Webster’s New World College Dictionary defines retarded as: “slowed or delayed in development or progress.” (It also notes that retard is “an offensive term of contempt.”)
So what’s wrong with that? Doesn’t that, in fact, accurately describe the impairments that are part of Down syndrome? Slowed. That’s exactly how I see Finn. Watching him grow and learn and develop has been very much like watching my other kids grow and learn and develop, only in slow motion. And I figure that eventually he will peak, and that peak will undoubtedly be different, probably lower, than the peaks my other kids will eventually reach. And you know what? It’s okay.
The problem is that retarded has become a slur, a common insult, an easy way to describe just about anything or anyone we find substandard. Because of this, we, parents and other people who love someone with Down syndrome (and other intellectual disabilities), are trying very hard to get everyone to move away from “retarded” and evolve into using softer, kinder terminology: developmentally delayed. Developmentally disabled. Intellectually impaired.
But it all means the same thing, doesn’t it? Slowed or delayed in development or progress.
See, personally, I don’t think I’d have a problem with “retarded” if it hadn’t become a common slur. If it had retained its clinical meaning, and only that, it would be fine. But I don’t think that changing the lingo is the answer – or at least not the whole answer – because I don’t think it’s the terminology itself that’s the problem. The problem is the attitudes that drive the language. It’s about how we view people who are different, and the fact that we so often view people who are different from us as inferior.

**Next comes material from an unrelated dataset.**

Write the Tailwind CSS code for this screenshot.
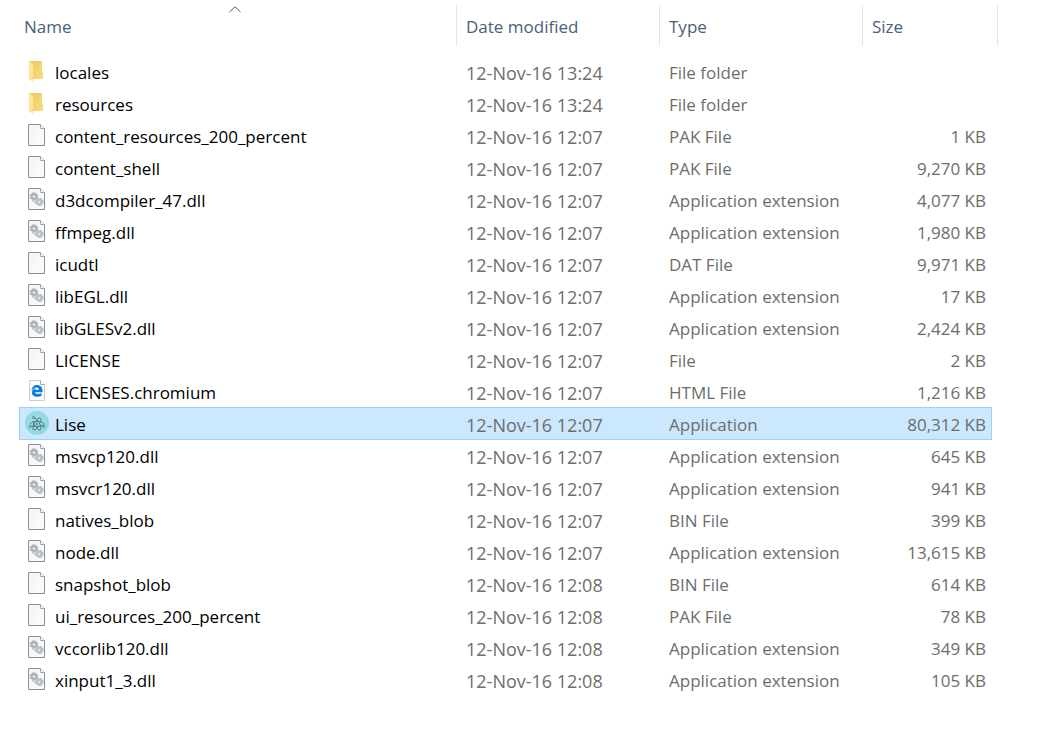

The solution is not to change the terminology, because it’s a losing proposition. I would be willing to bet everything I have in the world that whatever “kind” or “respectful” or “dignified” language we insist on and ultimately settle on now, will become tomorrow’s slur. Just watch – in a few years, people will be throwing around “developmentally disabled” the way they throw around “retarded” now. “What? Are you developmentally disabled or something?” Plus, eliminating “mentally retarded” from even clinical use gives it more power, more justification to use as a slur. We can no longer say “Retarded isn’t acceptable as a slur because it’s a clinical diagnosis,” because it will not longer be protected as a clinical diagnosis. You follow me? That’s exactly what happened with idiot and moron and imbecile. Those were all, once upon a time, clinical terms used to describe people with intellectual disabilities; now they are slurs that most people – even people touched by Down syndrome – don’t think twice about (personally, I cringe a little every time I hear any of those words).
I’m not crazy about the words “retarded” or “retard,” and I’m certainly not defending them. I hate them. Viscerally. Every time I hear them, it feels like a punch in the gut. And I will continue to take a stand against the use of these words as insults and slurs and descriptors of things people think are foolish or defective. But what I really want is for my son – and people of all kinds of differences – to be seen as a complex human being, with emotions, and abilities, and value, and a place in the world. Because I think if that can be accomplished, the slurs will disappear.